Once the models in FM have been identified using one of the aforementioned methods, the next step is to design an algorithm to effectively select the minimal number of classifier models to fuse. Intelligently selecting models for fusion begins with deciding which model best complements the models already selected for fusion. To facilitate this, we compute the pair-wise score correlation between all pairs of candidate models. Typically, combining models which are least correlated can be beneficial [15]. In this work, we develop two techniques for selecting models to fuse. In both approaches, we start with the best performing model generated by ATM and then use pairwise correlation value to guide model selection. Then, we compare the performance of these two approaches, examining how the accuracy and efficiency are impacted by the number of models fused.

Static Selection: The first selected model is the best model produced by ATM. The remainder of the models in FM that are not selected form the unselected model set. The next model chosen is the unselected model with the least correlation to the last selected model. This process is repeated until there are no more unselected models and the selection is complete. By using the Pearson correlation between models’ scores across training samples in order to select models, we are selecting models whose scores contain new information not captured by the previously selected models.

figure a
figure b

Dynamic Selection: We next explore sorting models by dynamically updating the correlation values after selecting a new model for fusion. Once the first 2 candidate models are selected as described in the static sort above, we immediately fuse the selected models to obtain a new model with the new set of fused scores. We update the correlation coefficients with the unselected models to account for the scores from the newly fused model. This selection method is dynamic and allows for the flexibility to select the next model based on the current models already selected for fusion.

5 Results and Analysis

The proposed method is able to improve the AUC accuracies, both over any individual AutoML generated model and over the previous state-of-the-art accuracies described in Sect. 3. We focus on the Prostate and Brain datasets, as ATM produced significantly optimized models for the Stem Cell dataset with individual AUC accuracies over 99%. While no single stratification approach universally performed the best, we find that using a stratification approach reports higher AUC accuracies than randomly selecting the same number of models (repeated 5 times), as shown in Table 5, with the class-feature stratification (CFS) technique providing the best results with the fewest models for the prostate dataset, and selecting models from the top-performing stratification (TOP) provides the best results for the brain dataset. Figure 6 shows how the AUC accuracies change as models are added to the fusion.

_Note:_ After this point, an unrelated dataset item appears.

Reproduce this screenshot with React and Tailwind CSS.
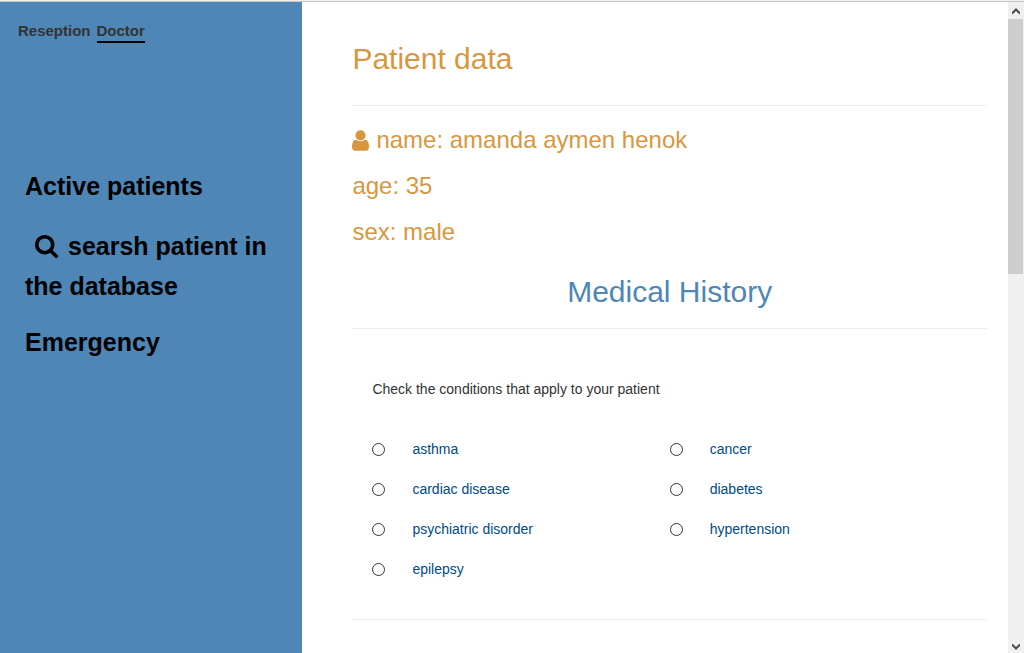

Table 5. Summary of the best accuracies (%) achieved through fusion compared to previous published performances. Entries in parenthesis indicate number of models fused and the stratification approach. Note, ATM produced models which achieve strong results and so fusing additional models are not considered.
Fig. 6.
figure 6

Plots illustrating the changes in accuracy as increasing number of models are included for fusion. Left: Brain dataset, Right: Prostate dataset.

6 Summary

We applied score fusion to combine multiple classification models generated by an AutoML tool to produce improved accuracy on three medical imaging datasets. Further, we developed two methods to select models for fusion based on Pearson’s correlation coefficient. This case study focused on medical image datasets, and obtained several classification models via an AutoML tool (ATM) to fuse together. We observe that fusing models improves the accuracy beyond the best individual classification model produced by ATM, and that the highest accuracy achieved through fusion of these models surpasses the accuracy of even deep learning approaches. Furthermore, these results are achieved with small training data sizes without auxiliary information, such as labeling behavior or pixels surrounding the area of interest. This underscores the importance of judiciously selecting models for fusion in order to improve classification accuracy.